AIM: Reply with one number: the count of lines in the records below that hold "this".

INFORMATION GIVEN:
________

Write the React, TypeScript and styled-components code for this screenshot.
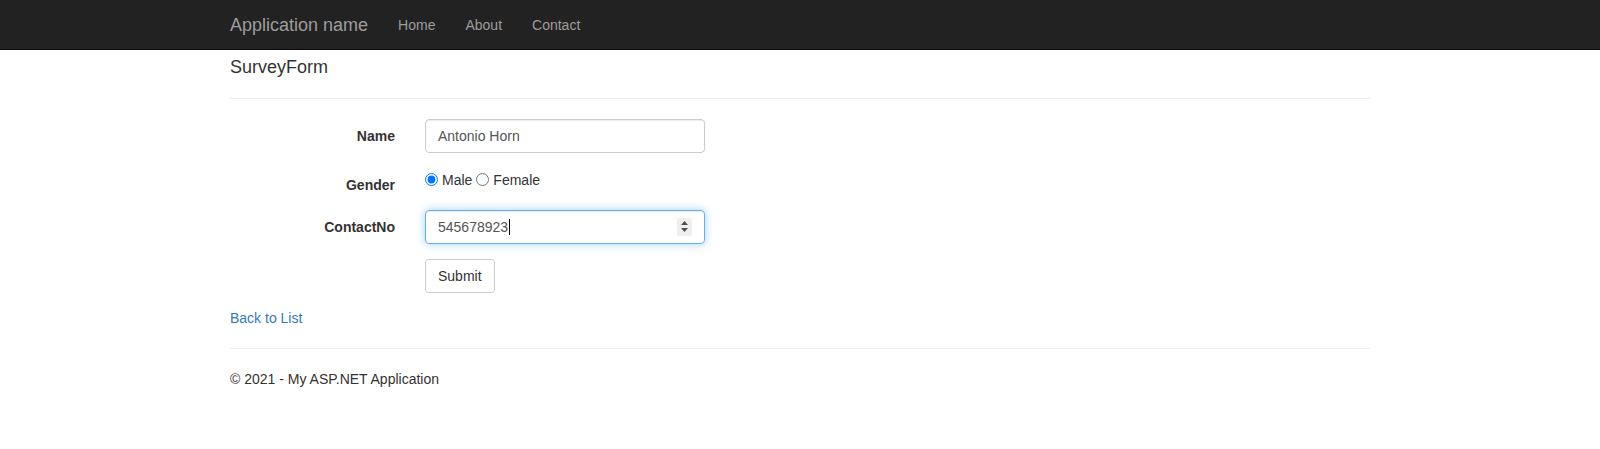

________

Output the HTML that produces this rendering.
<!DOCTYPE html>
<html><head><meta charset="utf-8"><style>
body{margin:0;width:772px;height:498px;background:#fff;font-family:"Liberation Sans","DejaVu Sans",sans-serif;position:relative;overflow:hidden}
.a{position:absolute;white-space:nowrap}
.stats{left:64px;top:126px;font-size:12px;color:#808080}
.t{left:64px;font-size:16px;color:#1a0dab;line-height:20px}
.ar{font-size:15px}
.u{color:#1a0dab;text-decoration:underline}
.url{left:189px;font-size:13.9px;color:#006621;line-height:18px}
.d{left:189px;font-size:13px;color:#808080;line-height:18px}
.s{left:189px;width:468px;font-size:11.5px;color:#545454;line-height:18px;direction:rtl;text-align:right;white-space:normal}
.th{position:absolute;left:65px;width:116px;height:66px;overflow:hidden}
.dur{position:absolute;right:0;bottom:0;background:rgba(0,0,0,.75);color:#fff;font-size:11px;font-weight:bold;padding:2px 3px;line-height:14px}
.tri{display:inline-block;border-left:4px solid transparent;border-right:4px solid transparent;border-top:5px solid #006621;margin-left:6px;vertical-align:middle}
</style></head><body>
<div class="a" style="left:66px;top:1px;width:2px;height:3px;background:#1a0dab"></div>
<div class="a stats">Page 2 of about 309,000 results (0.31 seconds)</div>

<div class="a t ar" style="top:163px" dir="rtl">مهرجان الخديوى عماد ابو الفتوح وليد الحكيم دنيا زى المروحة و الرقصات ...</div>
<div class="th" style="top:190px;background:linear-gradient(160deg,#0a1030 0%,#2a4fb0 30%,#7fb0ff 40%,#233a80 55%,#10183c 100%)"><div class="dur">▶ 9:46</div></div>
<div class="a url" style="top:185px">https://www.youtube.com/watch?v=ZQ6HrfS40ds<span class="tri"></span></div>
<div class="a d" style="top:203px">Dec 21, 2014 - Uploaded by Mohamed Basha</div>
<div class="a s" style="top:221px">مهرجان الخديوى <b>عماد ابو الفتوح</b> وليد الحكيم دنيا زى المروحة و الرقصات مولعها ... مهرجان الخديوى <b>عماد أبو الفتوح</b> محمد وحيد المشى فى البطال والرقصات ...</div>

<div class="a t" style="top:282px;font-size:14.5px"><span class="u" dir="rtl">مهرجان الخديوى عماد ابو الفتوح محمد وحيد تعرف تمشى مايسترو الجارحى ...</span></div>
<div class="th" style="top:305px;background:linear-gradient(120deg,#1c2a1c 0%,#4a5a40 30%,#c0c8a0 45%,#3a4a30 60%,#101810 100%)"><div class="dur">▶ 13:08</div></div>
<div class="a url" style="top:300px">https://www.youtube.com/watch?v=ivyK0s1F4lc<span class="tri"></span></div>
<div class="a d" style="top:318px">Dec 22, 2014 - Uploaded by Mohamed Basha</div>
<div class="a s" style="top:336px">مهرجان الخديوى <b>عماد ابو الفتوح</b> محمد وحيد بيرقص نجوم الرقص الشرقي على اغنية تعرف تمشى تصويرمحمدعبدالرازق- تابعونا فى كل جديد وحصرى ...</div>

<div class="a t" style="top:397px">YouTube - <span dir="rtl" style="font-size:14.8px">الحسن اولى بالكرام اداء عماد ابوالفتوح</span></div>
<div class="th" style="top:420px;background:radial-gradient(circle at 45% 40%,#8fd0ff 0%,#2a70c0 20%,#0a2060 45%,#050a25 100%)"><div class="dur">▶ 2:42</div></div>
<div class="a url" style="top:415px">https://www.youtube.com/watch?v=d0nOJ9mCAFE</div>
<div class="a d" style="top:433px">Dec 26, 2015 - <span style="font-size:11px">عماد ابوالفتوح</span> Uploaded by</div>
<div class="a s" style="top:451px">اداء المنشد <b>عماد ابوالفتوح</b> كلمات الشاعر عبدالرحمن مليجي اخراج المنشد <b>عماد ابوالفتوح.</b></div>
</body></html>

________

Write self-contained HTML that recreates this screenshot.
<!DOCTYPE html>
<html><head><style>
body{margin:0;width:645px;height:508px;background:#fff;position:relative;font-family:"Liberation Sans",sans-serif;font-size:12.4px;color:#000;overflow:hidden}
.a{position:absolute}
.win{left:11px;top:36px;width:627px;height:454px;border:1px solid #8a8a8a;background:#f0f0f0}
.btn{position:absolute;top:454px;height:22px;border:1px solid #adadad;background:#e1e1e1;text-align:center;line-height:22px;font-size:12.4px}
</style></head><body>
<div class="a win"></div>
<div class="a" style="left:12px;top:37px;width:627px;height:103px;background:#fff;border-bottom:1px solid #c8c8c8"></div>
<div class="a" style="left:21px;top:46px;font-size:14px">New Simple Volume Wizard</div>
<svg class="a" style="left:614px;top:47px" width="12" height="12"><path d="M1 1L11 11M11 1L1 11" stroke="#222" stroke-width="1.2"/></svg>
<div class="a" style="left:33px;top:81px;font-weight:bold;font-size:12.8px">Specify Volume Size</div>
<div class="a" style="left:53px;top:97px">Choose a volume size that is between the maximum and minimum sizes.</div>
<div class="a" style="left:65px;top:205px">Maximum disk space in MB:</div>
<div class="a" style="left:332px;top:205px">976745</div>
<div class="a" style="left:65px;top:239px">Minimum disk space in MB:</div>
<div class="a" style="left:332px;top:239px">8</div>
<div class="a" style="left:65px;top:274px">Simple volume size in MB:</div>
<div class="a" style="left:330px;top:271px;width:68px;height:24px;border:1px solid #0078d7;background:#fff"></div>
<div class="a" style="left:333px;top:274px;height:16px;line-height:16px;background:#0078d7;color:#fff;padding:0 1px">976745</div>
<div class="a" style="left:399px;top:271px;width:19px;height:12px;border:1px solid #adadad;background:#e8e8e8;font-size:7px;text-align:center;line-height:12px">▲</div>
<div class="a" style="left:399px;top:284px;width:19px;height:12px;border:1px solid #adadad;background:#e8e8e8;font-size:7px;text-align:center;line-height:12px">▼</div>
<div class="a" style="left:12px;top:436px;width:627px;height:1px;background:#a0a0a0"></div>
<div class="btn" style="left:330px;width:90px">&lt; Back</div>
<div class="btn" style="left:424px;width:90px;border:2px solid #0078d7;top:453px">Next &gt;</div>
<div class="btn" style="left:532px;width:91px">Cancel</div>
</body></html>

________

OUTPUT OF THE TASK: 3